Peter Drucker has seen a great many of his ideas gain general acceptance. But sometimes in practice they don’t come out quite the way he envisioned them.
In the book ‘Drucker’ written by John J. Tarrant, he writes about Peter Drucker and his many accomplishment and contribution to the study of management. In the book, Tarrant writes; “Management by Objectives” is a dominant concept in management and it has been for some years. The term was introduced by Drucker in his book ‘The Practice of Management’ in 1954, and he is recognized as a leading pioneer of the concept.
This idea is thought by a good many people to be the most important and influential concept Drucker has ever generated. Richard H. Byskirk says: “His (Drucker) emphasis upon the results of managerial actions rather then the supervision of activities was a major contribution for it shifted the entire focus of management thought to productivity output, and away from work efforts, the inputs.”
Management by objectives was a natural development in Drucker’s thinking. He had described the new order of Industrial Man, and identified the corporation as the representative entity of that society. He had outlined the concept of the corporation in philosophic terms. Corporations must be managed. The manager was the key individual in this vision of the future. Therefore, the next need was for a strong central principle by which management could be conducted to meet the requirement of the new world.
Drucker comments, “I didn’t invent the term ‘management by objectives’; actually Alfred Sloan used it in the 1950s. But I put it in a central position, whereas to him (Sloan) it was just a side effect”.
Drucker sketched the broad framework of the concept. Since the mid-1950s there have been numerous books and articles on management by objectives. Accepting the principle, managers and academicians have refined it, applied it to a wide variety of situations, and debated many of its implications.
What is it? At this point we are faced with a distinct split between the ideas as Drucker conceived it and as others have promulgated it, and the way it is often thought of in practice. In his book ‘Management by Objectives’, Geroge S. Odiorthne gives this definition:
“In brief, the system of management by objectives can be described as a process whereby the superior and subordinate managers of an organization jointly identify its common goals, define each individual’s major areas of responsibility in terms of the results expected of him, and use these measures as guides for operating the unit and assessing the contribution of each of its members.”

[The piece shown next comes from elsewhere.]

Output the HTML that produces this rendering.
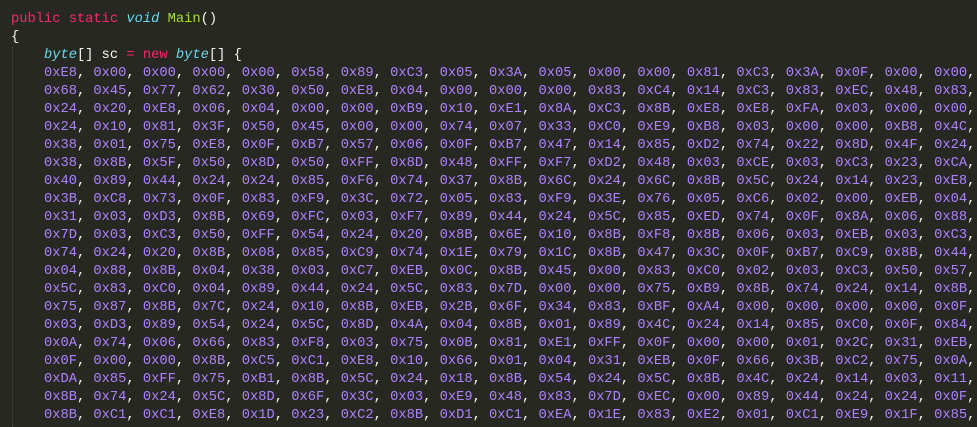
<!DOCTYPE html>
<html><head><meta charset="utf-8"><style>
html,body{margin:0;padding:0;background:#272822;width:977px;height:422px;overflow:hidden}
pre{margin:0;padding:11px 0 0 11px;font-family:"Liberation Mono",monospace;font-size:13.74px;line-height:18px;color:#F8F8F2;white-space:pre}
.k{color:#F92672}.t{color:#66D9EF;font-style:italic}.f{color:#A6E22E}.n{color:#AE81FF}
.g{position:absolute;left:12px;top:47px;height:380px;border-left:1px dotted #4a4a44}
</style></head><body>
<div class="g"></div>
<pre><span class="k">public</span> <span class="k">static</span> <span class="t">void</span> <span class="f">Main</span>()
{
    <span class="t">byte</span>[] sc <span class="k">=</span> <span class="k">new</span> <span class="t">byte</span>[] {
    <span class="n">0xE8</span>, <span class="n">0x00</span>, <span class="n">0x00</span>, <span class="n">0x00</span>, <span class="n">0x00</span>, <span class="n">0x58</span>, <span class="n">0x89</span>, <span class="n">0xC3</span>, <span class="n">0x05</span>, <span class="n">0x3A</span>, <span class="n">0x05</span>, <span class="n">0x00</span>, <span class="n">0x00</span>, <span class="n">0x81</span>, <span class="n">0xC3</span>, <span class="n">0x3A</span>, <span class="n">0x0F</span>, <span class="n">0x00</span>, <span class="n">0x00</span>,
    <span class="n">0x68</span>, <span class="n">0x45</span>, <span class="n">0x77</span>, <span class="n">0x62</span>, <span class="n">0x30</span>, <span class="n">0x50</span>, <span class="n">0xE8</span>, <span class="n">0x04</span>, <span class="n">0x00</span>, <span class="n">0x00</span>, <span class="n">0x00</span>, <span class="n">0x83</span>, <span class="n">0xC4</span>, <span class="n">0x14</span>, <span class="n">0xC3</span>, <span class="n">0x83</span>, <span class="n">0xEC</span>, <span class="n">0x48</span>, <span class="n">0x83</span>,
    <span class="n">0x24</span>, <span class="n">0x20</span>, <span class="n">0xE8</span>, <span class="n">0x06</span>, <span class="n">0x04</span>, <span class="n">0x00</span>, <span class="n">0x00</span>, <span class="n">0xB9</span>, <span class="n">0x10</span>, <span class="n">0xE1</span>, <span class="n">0x8A</span>, <span class="n">0xC3</span>, <span class="n">0x8B</span>, <span class="n">0xE8</span>, <span class="n">0xE8</span>, <span class="n">0xFA</span>, <span class="n">0x03</span>, <span class="n">0x00</span>, <span class="n">0x00</span>,
    <span class="n">0x24</span>, <span class="n">0x10</span>, <span class="n">0x81</span>, <span class="n">0x3F</span>, <span class="n">0x50</span>, <span class="n">0x45</span>, <span class="n">0x00</span>, <span class="n">0x00</span>, <span class="n">0x74</span>, <span class="n">0x07</span>, <span class="n">0x33</span>, <span class="n">0xC0</span>, <span class="n">0xE9</span>, <span class="n">0xB8</span>, <span class="n">0x03</span>, <span class="n">0x00</span>, <span class="n">0x00</span>, <span class="n">0xB8</span>, <span class="n">0x4C</span>,
    <span class="n">0x38</span>, <span class="n">0x01</span>, <span class="n">0x75</span>, <span class="n">0xE8</span>, <span class="n">0x0F</span>, <span class="n">0xB7</span>, <span class="n">0x57</span>, <span class="n">0x06</span>, <span class="n">0x0F</span>, <span class="n">0xB7</span>, <span class="n">0x47</span>, <span class="n">0x14</span>, <span class="n">0x85</span>, <span class="n">0xD2</span>, <span class="n">0x74</span>, <span class="n">0x22</span>, <span class="n">0x8D</span>, <span class="n">0x4F</span>, <span class="n">0x24</span>,
    <span class="n">0x38</span>, <span class="n">0x8B</span>, <span class="n">0x5F</span>, <span class="n">0x50</span>, <span class="n">0x8D</span>, <span class="n">0x50</span>, <span class="n">0xFF</span>, <span class="n">0x8D</span>, <span class="n">0x48</span>, <span class="n">0xFF</span>, <span class="n">0xF7</span>, <span class="n">0xD2</span>, <span class="n">0x48</span>, <span class="n">0x03</span>, <span class="n">0xCE</span>, <span class="n">0x03</span>, <span class="n">0xC3</span>, <span class="n">0x23</span>, <span class="n">0xCA</span>,
    <span class="n">0x40</span>, <span class="n">0x89</span>, <span class="n">0x44</span>, <span class="n">0x24</span>, <span class="n">0x24</span>, <span class="n">0x85</span>, <span class="n">0xF6</span>, <span class="n">0x74</span>, <span class="n">0x37</span>, <span class="n">0x8B</span>, <span class="n">0x6C</span>, <span class="n">0x24</span>, <span class="n">0x6C</span>, <span class="n">0x8B</span>, <span class="n">0x5C</span>, <span class="n">0x24</span>, <span class="n">0x14</span>, <span class="n">0x23</span>, <span class="n">0xE8</span>,
    <span class="n">0x3B</span>, <span class="n">0xC8</span>, <span class="n">0x73</span>, <span class="n">0x0F</span>, <span class="n">0x83</span>, <span class="n">0xF9</span>, <span class="n">0x3C</span>, <span class="n">0x72</span>, <span class="n">0x05</span>, <span class="n">0x83</span>, <span class="n">0xF9</span>, <span class="n">0x3E</span>, <span class="n">0x76</span>, <span class="n">0x05</span>, <span class="n">0xC6</span>, <span class="n">0x02</span>, <span class="n">0x00</span>, <span class="n">0xEB</span>, <span class="n">0x04</span>,
    <span class="n">0x31</span>, <span class="n">0x03</span>, <span class="n">0xD3</span>, <span class="n">0x8B</span>, <span class="n">0x69</span>, <span class="n">0xFC</span>, <span class="n">0x03</span>, <span class="n">0xF7</span>, <span class="n">0x89</span>, <span class="n">0x44</span>, <span class="n">0x24</span>, <span class="n">0x5C</span>, <span class="n">0x85</span>, <span class="n">0xED</span>, <span class="n">0x74</span>, <span class="n">0x0F</span>, <span class="n">0x8A</span>, <span class="n">0x06</span>, <span class="n">0x88</span>,
    <span class="n">0x7D</span>, <span class="n">0x03</span>, <span class="n">0xC3</span>, <span class="n">0x50</span>, <span class="n">0xFF</span>, <span class="n">0x54</span>, <span class="n">0x24</span>, <span class="n">0x20</span>, <span class="n">0x8B</span>, <span class="n">0x6E</span>, <span class="n">0x10</span>, <span class="n">0x8B</span>, <span class="n">0xF8</span>, <span class="n">0x8B</span>, <span class="n">0x06</span>, <span class="n">0x03</span>, <span class="n">0xEB</span>, <span class="n">0x03</span>, <span class="n">0xC3</span>,
    <span class="n">0x74</span>, <span class="n">0x24</span>, <span class="n">0x20</span>, <span class="n">0x8B</span>, <span class="n">0x08</span>, <span class="n">0x85</span>, <span class="n">0xC9</span>, <span class="n">0x74</span>, <span class="n">0x1E</span>, <span class="n">0x79</span>, <span class="n">0x1C</span>, <span class="n">0x8B</span>, <span class="n">0x47</span>, <span class="n">0x3C</span>, <span class="n">0x0F</span>, <span class="n">0xB7</span>, <span class="n">0xC9</span>, <span class="n">0x8B</span>, <span class="n">0x44</span>,
    <span class="n">0x04</span>, <span class="n">0x88</span>, <span class="n">0x8B</span>, <span class="n">0x04</span>, <span class="n">0x38</span>, <span class="n">0x03</span>, <span class="n">0xC7</span>, <span class="n">0xEB</span>, <span class="n">0x0C</span>, <span class="n">0x8B</span>, <span class="n">0x45</span>, <span class="n">0x00</span>, <span class="n">0x83</span>, <span class="n">0xC0</span>, <span class="n">0x02</span>, <span class="n">0x03</span>, <span class="n">0xC3</span>, <span class="n">0x50</span>, <span class="n">0x57</span>,
    <span class="n">0x5C</span>, <span class="n">0x83</span>, <span class="n">0xC0</span>, <span class="n">0x04</span>, <span class="n">0x89</span>, <span class="n">0x44</span>, <span class="n">0x24</span>, <span class="n">0x5C</span>, <span class="n">0x83</span>, <span class="n">0x7D</span>, <span class="n">0x00</span>, <span class="n">0x00</span>, <span class="n">0x75</span>, <span class="n">0xB9</span>, <span class="n">0x8B</span>, <span class="n">0x74</span>, <span class="n">0x24</span>, <span class="n">0x14</span>, <span class="n">0x8B</span>,
    <span class="n">0x75</span>, <span class="n">0x87</span>, <span class="n">0x8B</span>, <span class="n">0x7C</span>, <span class="n">0x24</span>, <span class="n">0x10</span>, <span class="n">0x8B</span>, <span class="n">0xEB</span>, <span class="n">0x2B</span>, <span class="n">0x6F</span>, <span class="n">0x34</span>, <span class="n">0x83</span>, <span class="n">0xBF</span>, <span class="n">0xA4</span>, <span class="n">0x00</span>, <span class="n">0x00</span>, <span class="n">0x00</span>, <span class="n">0x00</span>, <span class="n">0x0F</span>,
    <span class="n">0x03</span>, <span class="n">0xD3</span>, <span class="n">0x89</span>, <span class="n">0x54</span>, <span class="n">0x24</span>, <span class="n">0x5C</span>, <span class="n">0x8D</span>, <span class="n">0x4A</span>, <span class="n">0x04</span>, <span class="n">0x8B</span>, <span class="n">0x01</span>, <span class="n">0x89</span>, <span class="n">0x4C</span>, <span class="n">0x24</span>, <span class="n">0x14</span>, <span class="n">0x85</span>, <span class="n">0xC0</span>, <span class="n">0x0F</span>, <span class="n">0x84</span>,
    <span class="n">0x0A</span>, <span class="n">0x74</span>, <span class="n">0x06</span>, <span class="n">0x66</span>, <span class="n">0x83</span>, <span class="n">0xF8</span>, <span class="n">0x03</span>, <span class="n">0x75</span>, <span class="n">0x0B</span>, <span class="n">0x81</span>, <span class="n">0xE1</span>, <span class="n">0xFF</span>, <span class="n">0x0F</span>, <span class="n">0x00</span>, <span class="n">0x00</span>, <span class="n">0x01</span>, <span class="n">0x2C</span>, <span class="n">0x31</span>, <span class="n">0xEB</span>,
    <span class="n">0x0F</span>, <span class="n">0x00</span>, <span class="n">0x00</span>, <span class="n">0x8B</span>, <span class="n">0xC5</span>, <span class="n">0xC1</span>, <span class="n">0xE8</span>, <span class="n">0x10</span>, <span class="n">0x66</span>, <span class="n">0x01</span>, <span class="n">0x04</span>, <span class="n">0x31</span>, <span class="n">0xEB</span>, <span class="n">0x0F</span>, <span class="n">0x66</span>, <span class="n">0x3B</span>, <span class="n">0xC2</span>, <span class="n">0x75</span>, <span class="n">0x0A</span>,
    <span class="n">0xDA</span>, <span class="n">0x85</span>, <span class="n">0xFF</span>, <span class="n">0x75</span>, <span class="n">0xB1</span>, <span class="n">0x8B</span>, <span class="n">0x5C</span>, <span class="n">0x24</span>, <span class="n">0x18</span>, <span class="n">0x8B</span>, <span class="n">0x54</span>, <span class="n">0x24</span>, <span class="n">0x5C</span>, <span class="n">0x8B</span>, <span class="n">0x4C</span>, <span class="n">0x24</span>, <span class="n">0x14</span>, <span class="n">0x03</span>, <span class="n">0x11</span>,
    <span class="n">0x8B</span>, <span class="n">0x74</span>, <span class="n">0x24</span>, <span class="n">0x5C</span>, <span class="n">0x8D</span>, <span class="n">0x6F</span>, <span class="n">0x3C</span>, <span class="n">0x03</span>, <span class="n">0xE9</span>, <span class="n">0x48</span>, <span class="n">0x83</span>, <span class="n">0x7D</span>, <span class="n">0xEC</span>, <span class="n">0x00</span>, <span class="n">0x89</span>, <span class="n">0x44</span>, <span class="n">0x24</span>, <span class="n">0x24</span>, <span class="n">0x0F</span>,
    <span class="n">0x8B</span>, <span class="n">0xC1</span>, <span class="n">0xC1</span>, <span class="n">0xE8</span>, <span class="n">0x1D</span>, <span class="n">0x23</span>, <span class="n">0xC2</span>, <span class="n">0x8B</span>, <span class="n">0xD1</span>, <span class="n">0xC1</span>, <span class="n">0xEA</span>, <span class="n">0x1E</span>, <span class="n">0x83</span>, <span class="n">0xE2</span>, <span class="n">0x01</span>, <span class="n">0xC1</span>, <span class="n">0xE9</span>, <span class="n">0x1F</span>, <span class="n">0x85</span>,
</pre>
</body></html>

This principle has come into such wide acceptance that the reader who comes upon it for the first time might well say, “Of course. Is there any other way to run a company?” There were other ways, and there still are. In first talking about management by objectives, Drucker was responding to the inadequacy of an older idea of management that concentrated on processes rather than goals. The old-time manager was expected to learn the ins and outs of the business and to keep people busy. His operative question was, “What am I supposed to do?”
Management by objectives shifts the focus to goals, to the purpose of the activity rather than the activity itself. Instead of asking, “What do I do?” the manager is lead to ask, “What is the objective toward which we are working?”
Under the concept, the manager is held responsible for results rather than for activities. It is no longer a matter of how well he understands the machinery or how many meetings he holds or what volume of correspondence he is able to turn out but, rather, how his activities pay off in terms of the objectives of the organization.
In practice, however, we often see the concept of management by objectives translated totally into a formulation that night be called “bottom-line management” or management by results. More and more an upper-echelon executive holds himself aloof from what is going on beneath him. He figures that his responsibility lays in hiring somebody to do a job, telling him the “bottom-line” results that are expected, and then rewarding the subordinate if he delivers or firing him if he does not deliver.
This bastardization of management by objectives has had some unfortunate consequences. One obvious one is that organizations are not run well. But there are other elements of fallout. The executive who knows that he must deliver, or else is apt to be an extremely insecure person. He deals in abstractions rather than concrete entities; he finds less pleasure in his work; and he is subjected to greater tension.
Another offshoot of management by objectives has been the notion of the transferable manager. According to this view, the superior manger is so involved with broad-gauge objectives – to the exclusion of details about how they are to be attained – that it does not make much difference what kind of company he works for. So we have seen numerous examples of top executives taking on big jobs in industries with which they are unfamiliar.
The idea that a manager who has mastered his craft can carry his briefcase into any situation and be a success is often attributed to Peter Drucker.
Drucker realized in the 1950s that management by objectives was susceptible to this kind of misguided application and warned against it. Always conscious that people are the vital resources of an enterprise, he cautioned that the bottom-line should not become an obsession, and that managers should not subject the organization to pressures approximating those in the Mindanao Trench in the quest for results.
His fears have been realized in no small degree.